The goal is to apply the model that best fits our sample experimental variogram. This requires picking the proper model, then tweaking the **partial sill**, **range**, and **nugget** parameters (where appropriate). The following figure illustrates a nonzero intercept where the *nugget* is the distance between the \(0\) variance on the \(y\) axis and the variogram’s model intercept with the \(y\) axis. The *partial sill* is the vertical distance between the nugget and the part of the curve that levels off. If the variogram approaches \(0\) on the \(y\)-axis, then the nugget is \(0\) and the *partial sill* is simply referred to as the **sill**. The distance along the \(x\) axis where the curve levels off is referred to as the *range*.

In our working example, we will try to fit the *Spherical* function to our sample experimental variogram. This is one of three popular models (the other two being *linear* and *gaussian* models.)

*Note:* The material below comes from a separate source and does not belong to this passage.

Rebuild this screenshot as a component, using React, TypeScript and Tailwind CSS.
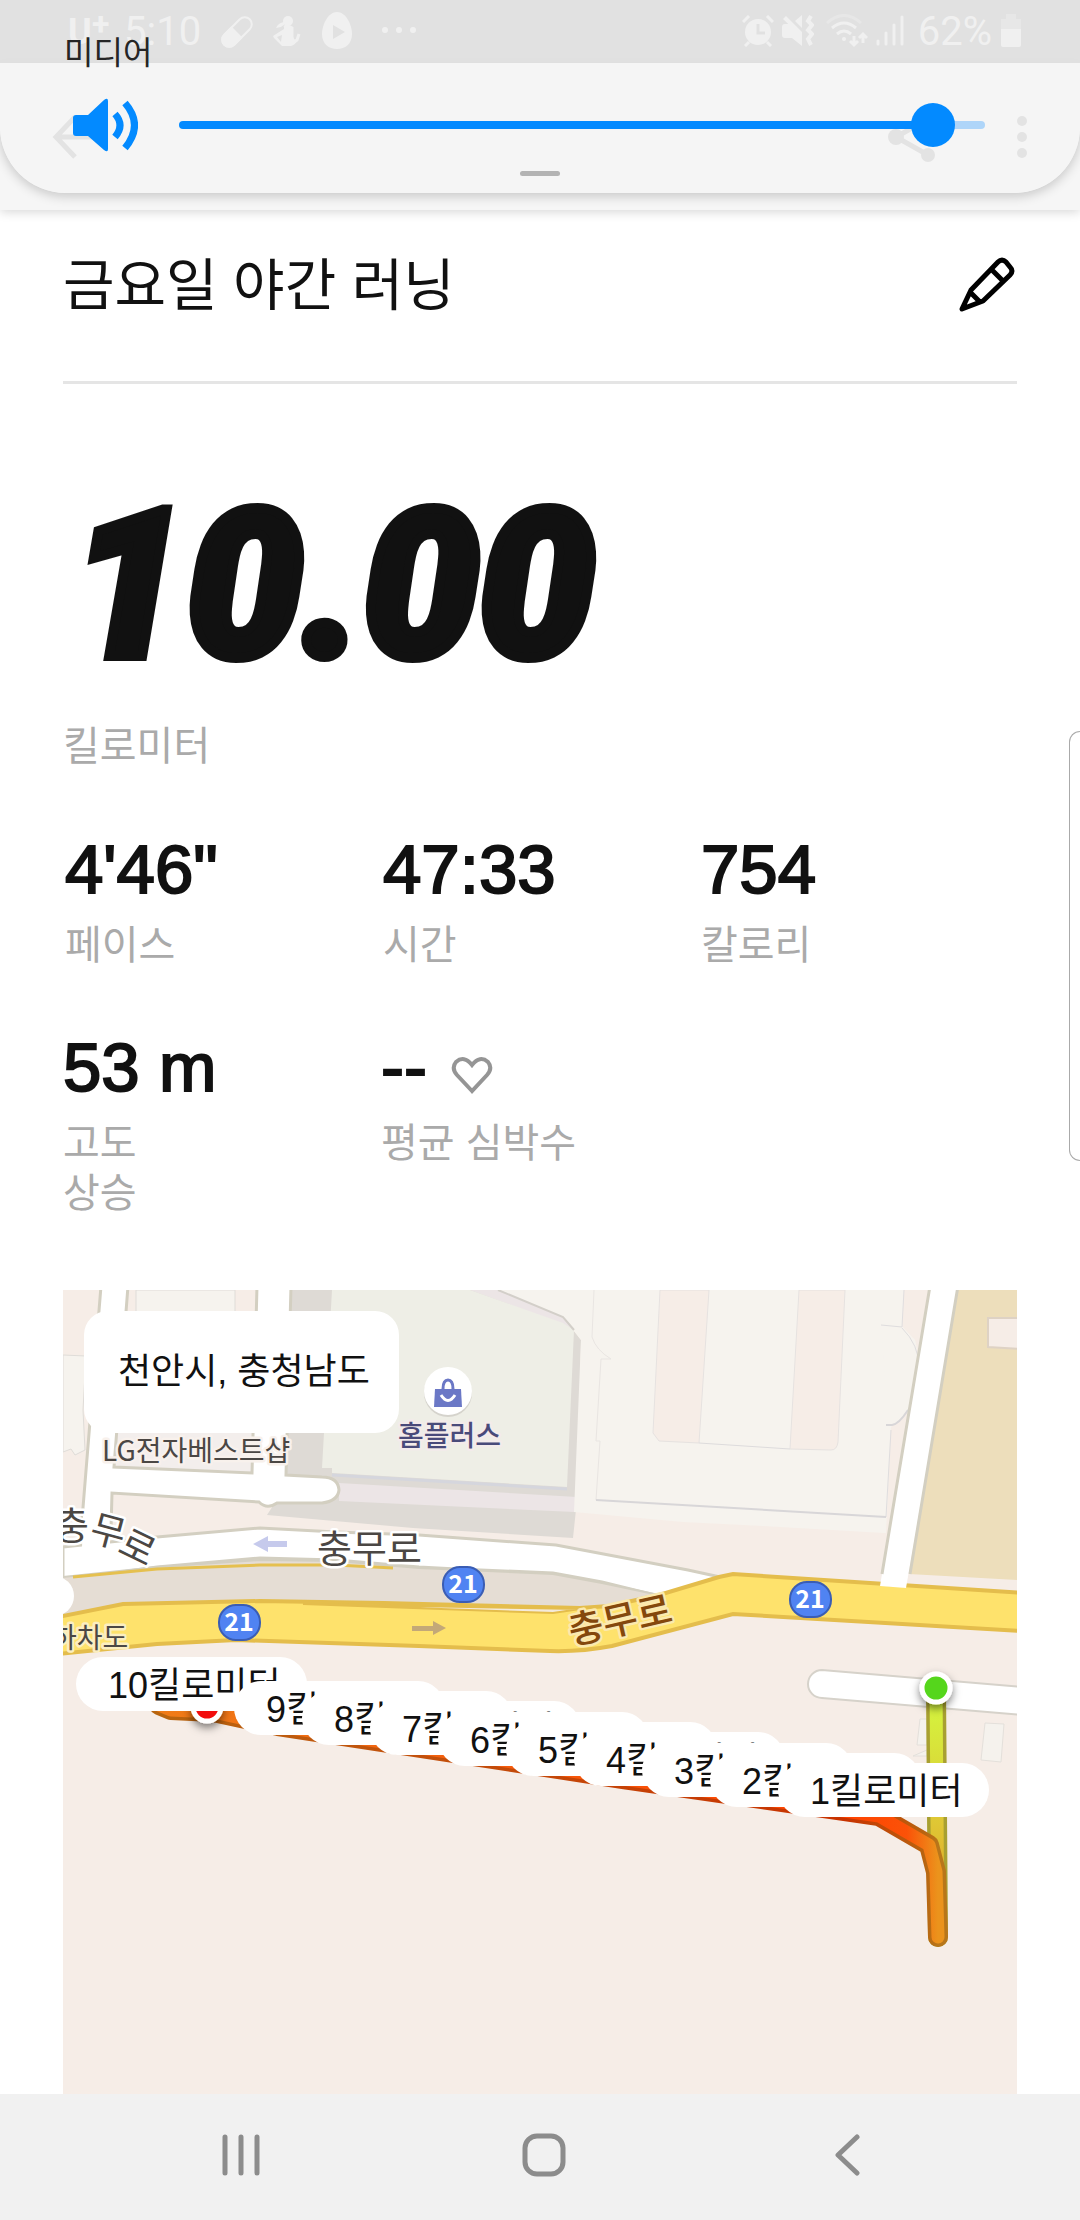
import { useState } from "react";

interface Stat {
  value: string;
  label: string;
}

const stats: Stat[] = [
  { value: "4'46\"", label: "페이스" },
  { value: "47:33", label: "시간" },
  { value: "754", label: "칼로리" },
];

// kilometre pins, drawn from the last one so that the first stays on top
const pins = [
  { km: 10, x: 13, y: 367 },
  { km: 9, x: 171, y: 391 },
  { km: 8, x: 239, y: 401 },
  { km: 7, x: 307, y: 411 },
  { km: 6, x: 375, y: 422 },
  { km: 5, x: 443, y: 432 },
  { km: 4, x: 511, y: 442 },
  { km: 3, x: 579, y: 453 },
  { km: 2, x: 647, y: 463 },
  { km: 1, x: 715, y: 473 },
];

const badges = [
  { x: 176, y: 332 },
  { x: 400, y: 294 },
  { x: 747, y: 309 },
];

function StatusBar() {
  return (
    <div className="flex h-[63px] items-start justify-between bg-[#919191] pt-2 pr-[58px] pl-[68px] font-['Roboto',sans-serif] text-[40px] leading-[48px] text-[#dcdcdc]">
      <div className="flex items-start">
        <span className="w-6 text-[36px] font-bold">U</span>
        <span className="w-8 text-[32px] leading-8 font-bold">+</span>
        <span>5:10</span>
        <svg viewBox="0 0 32 32" className="mt-2 ml-5 size-8" fill="none">
          <g transform="rotate(45 16 16)">
            <rect x="9" y="-2" width="14" height="36" rx="7" stroke="#dcdcdc" strokeWidth="2" />
            <path d="M8 16h16v11a8 8 0 0 1-16 0z" fill="#dcdcdc" />
          </g>
        </svg>
        <svg viewBox="0 0 28 32" className="mt-2 ml-5 h-8 w-7">
          <circle cx="15" cy="5" r="5" fill="#dcdcdc" />
          <path d="M11 6Q5 7 3 12L8 11 12 8z" fill="#dcdcdc" />
          <path d="M11 11Q15 9 19 12L19 21Q20 27 24 24L26 18" fill="none" stroke="#dcdcdc" strokeWidth="3" />
          <path d="M11 10Q18 9 20 13L19 21Q20 25 25 24 22 29 18 30H9L1 22 0 20 11 13zM4 21L8 26 9 19z" fill="#dcdcdc" fillRule="evenodd" />
        </svg>
        <svg viewBox="0 0 32 38" className="mt-1 ml-5 h-[38px] w-8">
          <path d="M16 0c9 0 15 13 15 22 0 10-7 15-15 15S1 32 1 22C1 13 7 0 16 0z" fill="#dcdcdc" />
          <path d="M12 13l12 7-12 7z" fill="#919191" />
        </svg>
        <svg viewBox="0 0 36 8" className="mt-[18px] ml-[28px] h-2 w-9" fill="#dcdcdc">
          <circle cx="4" cy="4" r="3" />
          <circle cx="18" cy="4" r="3" />
          <circle cx="32" cy="4" r="3" />
        </svg>
      </div>
      <div className="flex items-start">
        <svg viewBox="0 0 32 32" className="mt-[7px] size-8">
          <circle cx="16" cy="17" r="13" fill="#dcdcdc" />
          <path d="M16 9v9h7" stroke="#919191" strokeWidth="3" fill="none" />
          <path d="M1 7l6-6M31 7l-6-6M3 31l4-4M29 31l-4-4" stroke="#dcdcdc" strokeWidth="3" />
        </svg>
        <svg viewBox="0 0 32 32" className="mt-[7px] ml-2 size-8" fill="#dcdcdc">
          <path d="M0 12q0-3 3-3h4l13 12v10L10 23H3q-3 0-3-3zM13 6l7-6v13zM1 4l3-3 16 16v5z" />
          <path d="M29 1l-3 5 4 4-4 5 4 4-4 5 3 6" stroke="#dcdcdc" strokeWidth="4" fill="none" />
        </svg>
        <svg viewBox="0 0 42 34" className="mt-[6px] ml-3 h-[34px] w-[42px]" fill="none" stroke="#dcdcdc" strokeWidth="3">
          <path d="M1 9q17-15 34 0" opacity=".4" />
          <path d="M6 14q12-10 24 0M11 20q7-6 14 0" />
          <circle cx="18" cy="25" r="2" fill="#dcdcdc" stroke="none" />
          <path d="M28 22v9M24 27l4 4 4-4M37 29v-9M33 24l4-4 4 4" strokeWidth="3" />
        </svg>
        <svg viewBox="0 0 28 32" className="mt-[7px] ml-2 h-8 w-7" stroke="#dcdcdc" strokeWidth="3" strokeLinecap="round">
          <path d="M2 26v3M10 18v11M18 10v19M26 2v27" />
        </svg>
        <span className="ml-[14px]">62%</span>
        <svg viewBox="0 0 22 34" className="mt-[6px] ml-2 h-[34px] w-[22px]" fill="#dcdcdc">
          <path d="M6 0h10v5h5v10H1V5h5z" opacity=".4" />
          <path d="M1 15h20v16q0 2-2 2H3q-2 0-2-2z" />
        </svg>
      </div>
    </div>
  );
}

function AppBar() {
  return (
    <div className="relative flex h-[147px] items-center justify-between bg-[#f6f6f6] pr-[52px] pl-[50px] text-[#9b9b9b] shadow-[0_2px_10px_rgba(0,0,0,0.16)]">
      <button aria-label="뒤로" className="size-[46px]">
        <svg viewBox="0 0 46 46" fill="none" stroke="currentColor" strokeWidth="5">
          <path d="M25 3L6 23l19 20M6 23h38" />
        </svg>
      </button>
      <div className="flex items-center gap-[79px]">
        <button aria-label="공유" className="size-[50px]">
          <svg viewBox="0 0 50 50" fill="currentColor">
            <path d="M41 7L9 25l32 18" fill="none" stroke="currentColor" strokeWidth="5" />
            <circle cx="9" cy="25" r="8" />
            <circle cx="41" cy="7" r="7" />
            <circle cx="41" cy="43" r="7" />
          </svg>
        </button>
        <button aria-label="더보기" className="h-[46px] w-3">
          <svg viewBox="0 0 12 46" fill="currentColor">
            <circle cx="6" cy="7" r="5" />
            <circle cx="6" cy="23" r="5" />
            <circle cx="6" cy="39" r="5" />
          </svg>
        </button>
      </div>
    </div>
  );
}

function VolumePanel() {
  const [volume, setVolume] = useState(96);
  const filled = `calc(22px + (100% - 44px) * ${volume / 100})`;

  return (
    <div className="absolute inset-x-0 top-0 flex h-[193px] flex-col rounded-b-[66px] bg-[#f5f5f5]/80 pt-[33px] shadow-[0_3px_12px_rgba(0,0,0,0.2)]">
      <label htmlFor="volume" className="pl-16 text-[32px] leading-10 text-[#252525]">
        미디어
      </label>
      <div className="mt-[25px] flex items-center pr-[95px] pl-[72px]">
        <svg viewBox="0 0 66 54" className="h-[54px] w-[66px]" fill="#038aff">
          <path d="M1 20q0-3 3-3h12L32 2q4-3 4 1v48q0 4-4 1L16 38H4q-3 0-3-3z" />
          <path d="M43 16q10 11 0 23M53 5q19 22 0 45" fill="none" stroke="#038aff" strokeWidth="7" />
        </svg>
        <input
          id="volume"
          type="range"
          value={volume}
          onChange={(e) => setVolume(Number(e.target.value))}
          style={{ backgroundImage: `linear-gradient(to right, #038aff ${filled}, #aed5f9 ${filled})` }}
          className="ml-[41px] h-2 flex-1 appearance-none rounded-full [&::-webkit-slider-thumb]:size-11 [&::-webkit-slider-thumb]:appearance-none [&::-webkit-slider-thumb]:rounded-full [&::-webkit-slider-thumb]:bg-[#038aff]"
        />
      </div>
      <div className="mx-auto mt-[19px] h-[5px] w-10 rounded-full bg-[#b3b3b3]" />
    </div>
  );
}

function MapDrawing() {
  return (
    <svg viewBox="0 0 954 804" preserveAspectRatio="xMinYMin slice" className="absolute inset-0 size-full font-['Noto_Sans_CJK_KR',sans-serif]">
      <defs>
        <linearGradient id="out" gradientUnits="userSpaceOnUse" x1="872" y1="400" x2="875" y2="647">
          <stop offset="0" stopColor="#d3f93f" />
          <stop offset=".55" stopColor="#dfc534" />
          <stop offset="1" stopColor="#e0931f" />
        </linearGradient>
        <linearGradient id="back" gradientUnits="userSpaceOnUse" x1="96" y1="0" x2="875" y2="0">
          <stop offset="0" stopColor="#f07c18" />
          <stop offset=".3" stopColor="#f2640f" />
          <stop offset=".88" stopColor="#ff4200" />
          <stop offset=".96" stopColor="#fb5208" />
          <stop offset="1" stopColor="#eb931c" />
        </linearGradient>
        <linearGradient id="backEdge" gradientUnits="userSpaceOnUse" x1="96" y1="0" x2="875" y2="0">
          <stop offset="0" stopColor="#b8650f" />
          <stop offset=".3" stopColor="#c2520c" />
          <stop offset=".88" stopColor="#c83200" />
          <stop offset=".98" stopColor="#b8620f" />
          <stop offset="1" stopColor="#b8761a" />
        </linearGradient>
        <filter id="drop" x="-50%" y="-50%" width="200%" height="200%">
          <feDropShadow dx="0" dy="4" stdDeviation="4" floodOpacity=".5" />
        </filter>
      </defs>
      <rect width="954" height="804" fill="#f6ede7" />

      {/* blocks on the left */}
      <path d="M73 0H172V60H73zM0 65L23 66 20 120 22 160 12 165 8 159 0 162z" fill="#f6f3ee" stroke="#dfdcd8" />
      <path d="M54 140H189V183L51 177z" fill="#f3eeec" />

      {/* department store */}
      <path d="M229 0H435L500 27 518 50 514 210 510 248 350 238 204 225 215 208 223 185z" fill="#dedad5" />
      <path d="M276 193L514 207 512 222 276 211zM407 0H435L500 27 511 40 500 34z" fill="#ece5e6" />
      <path d="M269 0H407L500 33 511 40 504 197 269 183V178H259z" fill="#eeeee6" />
      <path d="M269 185L504 199" stroke="#d5d6dd" strokeWidth="3" />

      {/* apartment block */}
      <path d="M435 0H954V243H821L700 236 620 232 511 222 518 50 500 27z" fill="#f6f3ee" />
      <path d="M841 0H900L850 243H823L828 137 845 120 856 77 852 50 839 36z" fill="#f6ede7" />
      <path d="M852 50Q860 77 845 120L835 133 823 135V100L818 34 839 38z" fill="#f6f3ee" />
      <path d="M597 0L590 143 596 151 636 153 646 0zM736 0L727 159 768 160Q774 160 775 152L782 0z" fill="#f6ede7" stroke="#e6e2e0" />
      <path d="M636 153L727 159" stroke="#dddbdc" />
      <path d="M531 0L529 47Q533 60 548 69H538L533 151H537L533 210" fill="none" stroke="#e9e5e2" />
      <path d="M841 0L839 37 818 35M839 38Q856 55 856 77 854 105 845 120M828 140L823 227" fill="none" stroke="#dfddde" />
      <path d="M533 210L823 227M823 135H829Q836 134 845 120" fill="none" stroke="#d8d6d8" strokeWidth="2" />
      <path d="M435 0L500 27 511 40" fill="none" stroke="#d3cfc9" strokeWidth="2" />

      {/* school ground */}
      <path d="M895 0H954V290L846 284z" fill="#eddebb" />
      <path d="M960 28H925V57L960 59" fill="#f6ede7" stroke="#ded2c4" strokeWidth="2" />

      {/* side streets */}
      <g fill="#fff" stroke="#d3cfc1" strokeWidth="3">
        <path d="M38 -4L19 230 48 240 49 203 196 212Q204 220 214 213L259 213Q275 211 276 200 275 187 259 187L223 185 228 -4H194L189 183 51 177 65 -4z" />
        <path d="M0 257L94 247 197 238 273 242 356 245 493 255 625 280 680 292 596 306 539 292 490 283 394 279 356 277 273 270 197 268 94 277 0 290z" />
      </g>
      <path d="M20 225L47 235 47 256 19 258z" fill="#fff" />

      {/* underpass and main road */}
      <path d="M0 287L94 277 197 270 273 271 356 278 490 284 539 293 596 305 546 318 0 328z" fill="#e5ddd4" />
      <path d="M0 287L94 277 197 270 273 271 356 278 490 284 539 293 596 305" fill="none" stroke="#d3cfc1" strokeWidth="2" />
      <path d="M10 287L94 279 197 275 273 275 330 278" fill="none" stroke="#e5c04f" strokeWidth="3" />
      <path d="M-5 327L60 314 197 311 321 313 517 318 546 316 596 305 656 287 670 284 960 303V341L670 324 549 356Q517 362 487 361L356 356 173 350 94 354-5 364z" fill="#fee26c" stroke="#e4bd4c" strokeWidth="4" />
      <path d="M240 314L517 319 490 323z" fill="#f4eadb" stroke="#e4bd4c" strokeWidth="2" />
      <circle cx="-9" cy="306" r="20" fill="#fff" />
      <path d="M867 0L817 296 843 298 895 0z" fill="#fff" />
      <path d="M867 -4L819 284M895 -4L847 284" stroke="#d3cfc1" strokeWidth="3" />

      {/* lane to the start point */}
      <path d="M960 397L759 380a14 14 0 0 0 0 28L960 425" fill="#fff" stroke="#d6d2ca" strokeWidth="2" />
      <path d="M922 433L941 434 938 472 918 470zM857 429L854 455H864V429zM850 466H864V460z" fill="#f5f2ed" stroke="#e4e0db" />

      <path d="M190 254L205 246V251H224V257H205V262z" fill="#c6caec" />
      <path d="M383 338L370 331V336H349V341H370V345z" fill="#c3a878" />

      {/* labels */}
      <g fill="#4b4744" stroke="#fff" strokeWidth="5" strokeLinejoin="round" paintOrder="stroke">
        <text x="39" y="171" fontSize="28" stroke="#f8f1ec">LG전자베스트샵</text>
        <text x="335" y="156" fontSize="28" fontWeight="500" fill="#494a7a" stroke="#f3ebeb">홈플러스</text>
        <text x="254" y="272" fontSize="38">충무로</text>
        <text x="-9" y="249" fontSize="38">충</text>
        <text fontSize="38" transform="translate(25 250) rotate(15)">무</text>
        <text fontSize="38" transform="translate(53 262) rotate(26)">로</text>
        <text x="-12" y="358" fontSize="28" stroke="#fbeec0">하차도</text>
        <text fontSize="38" fontWeight="500" fill="#84480c" stroke="#fbe9ae" transform="translate(509 355) rotate(-13)">충무로</text>
      </g>

      {badges.map((b) => (
        <g key={b.x}>
          <rect x={b.x - 20} y={b.y - 17} width="41" height="35" rx="17" fill="#5083f2" stroke="#3a5db4" strokeWidth="2" />
          <text x={b.x} y={b.y + 9} textAnchor="middle" fontSize="25" fontWeight="700" fill="#fff">
            21
          </text>
        </g>
      ))}

      <circle cx="385" cy="103" r="24" fill="#d5d3cc" />
      <circle cx="385" cy="101" r="24" fill="#fff" />
      <path d="M380 99Q380 90 385 90T390 99" fill="#fff" stroke="#6b78c6" strokeWidth="3" />
      <path d="M372 99H398L399 117H371z" fill="#6b78c6" />
      <path d="M378 105Q385 116 392 105" fill="none" stroke="#fff" strokeWidth="3" />

      {/* route */}
      <g fill="none" strokeLinecap="round" strokeLinejoin="round">
        <path d="M873 398L875 647" stroke="#a8a031" strokeWidth="20" />
        <path d="M873 398L875 647" stroke="url(#out)" strokeWidth="13" />
        <path d="M96 415L108 420 150 422 215 436 560 489 816 526 866 555 873 582 875 647" stroke="url(#backEdge)" strokeWidth="20" />
        <path d="M96 415L108 420 150 422 215 436 560 489 816 526 866 555 873 582 875 647" stroke="url(#back)" strokeWidth="13" />
      </g>
      <g stroke="#fff" strokeWidth="5" filter="url(#drop)">
        <circle cx="144" cy="417" r="14" fill="#f20d0d" />
        <circle cx="873" cy="398" r="14" fill="#55d61a" />
      </g>
    </svg>
  );
}

function RouteMap() {
  return (
    <section className="relative mt-[72px] flex-1 overflow-hidden">
      <MapDrawing />
      <div className="absolute top-[21px] left-[21px] rounded-3xl bg-white py-9 pr-[29px] pl-[34px] text-[36px] leading-[50px] text-[#111]">
        천안시, 충청남도
      </div>
      {pins.map((p) => (
        <div
          key={p.km}
          style={{ left: p.x, top: p.y }}
          className="absolute rounded-full bg-white pt-1 pr-[26px] pl-8 text-[36px] leading-[50px] whitespace-nowrap text-[#111]"
        >
          {p.km}킬로미터
        </div>
      ))}
    </section>
  );
}

function NavBar() {
  return (
    <nav className="grid h-[126px] grid-cols-3 items-center justify-items-center bg-[#f1f1f1] pr-[82px] pb-1 pl-[90px] text-[#8c8c8c]">
      <button aria-label="최근 앱">
        <svg viewBox="0 0 42 42" className="size-[42px]" stroke="currentColor" strokeWidth="5" strokeLinecap="round">
          <path d="M5 3v36M21 3v36M37 3v36" />
        </svg>
      </button>
      <button aria-label="홈">
        <svg viewBox="0 0 44 44" className="size-11" fill="none" stroke="currentColor" strokeWidth="5">
          <rect x="3" y="3" width="38" height="38" rx="12" />
        </svg>
      </button>
      <button aria-label="뒤로">
        <svg viewBox="0 0 28 42" className="h-[42px] w-7" fill="none" stroke="currentColor" strokeWidth="5" strokeLinecap="round" strokeLinejoin="round">
          <path d="M24 3L5 21l19 18" />
        </svg>
      </button>
    </nav>
  );
}

export default function App() {
  return (
    <div className="relative flex min-h-screen flex-col bg-white font-['Liberation_Sans','Noto_Sans_CJK_KR',sans-serif] text-[#111]">
      <header className="relative">
        <StatusBar />
        <AppBar />
        <VolumePanel />
      </header>

      <main className="flex flex-1 flex-col px-[63px]">
        <div className="flex items-center justify-between border-b-[3px] border-[#e5e5e5] pt-9 pb-[55px]">
          <h1 className="text-[56px] leading-[80px]">금요일 야간 러닝</h1>
          <button aria-label="수정" className="size-15">
            <svg viewBox="0 0 60 60" fill="none" stroke="#000" strokeWidth="5" strokeLinejoin="round">
              <path d="M5 53L14 34 41 6q4-4 8 0l4 5q4 4 0 8L26 45zM34 13l12 12M13 36l11 11" />
            </svg>
          </button>
        </div>

        <div className="mt-[94px] pl-2 font-['Roboto',sans-serif] text-[206px] leading-[216px] font-black italic [-webkit-text-stroke:10px_#111]">
          10.00
        </div>
        <p className="mt-[27px] text-[40px] leading-[50px] text-[#aaa]">킬로미터</p>

        <div className="mt-[59px] grid grid-cols-3 gap-y-[58px]">
          {stats.map((s) => (
            <div key={s.label} className="pl-[2px]">
              <div className="text-[69px] leading-[80px] [-webkit-text-stroke:2px_#111]">{s.value}</div>
              <p className="mt-[10px] text-[40px] leading-[50px] text-[#aaa]">{s.label}</p>
            </div>
          ))}
          <div>
            <div className="text-[69px] leading-[80px] [-webkit-text-stroke:2px_#111]">53 m</div>
            <p className="mt-[10px] w-[120px] text-[40px] leading-[50px] break-keep text-[#aaa]">고도 상승</p>
          </div>
          <div>
            <div className="flex items-center text-[69px] leading-[80px] [-webkit-text-stroke:2px_#111]">
              --
              <svg viewBox="0 0 42 40" className="mt-[14px] ml-6 h-10 w-[42px]" fill="none" stroke="#959595" strokeWidth="4">
                <path d="M21 36L6 20Q0 13 5 7q8-7 16 3 8-10 16-3 5 6-1 13z" />
              </svg>
            </div>
            <p className="mt-[10px] text-[40px] leading-[50px] text-[#aaa]">평균 심박수</p>
          </div>
        </div>

        <RouteMap />
      </main>

      <NavBar />
      <div className="absolute top-[731px] right-0 h-[430px] w-[11px] rounded-l-[14px] border border-r-0 border-[#aaa] bg-white" />
    </div>
  );
}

#### 14.2.2.5 Kriging Interpolation

The variogram model is used by the kriging interpolator to provide *localized* weighting parameters. Recall that with the IDW, the interpolated value at an unsampled site is determined by summarizing weighted neighboring points where the weighting parameter (the power parameter) is defined by the user and is applied uniformly to the entire study extent. Kriging uses the variogram model to compute the weights of neighboring points based on the distribution of those values–in essence, kriging is letting the localized pattern produced by the sample points define the weights (in a systematic way). The exact mathematical implementation will not be covered here (it’s quite involved), but the resulting output is shown in the following figure:

Recall that the kriging interpolation was performed on the de-trended data. In essence, we predicted the precipitation values based on localized factors. We now need to combine this interpolated surface with that produced from the trend interpolated surface to produce the following output:

A valuable by-product of the kriging operation is the variance map which gives us a measure of uncertainty in the interpolated values. The smaller the variance, the better (note that the variance values are in squared units).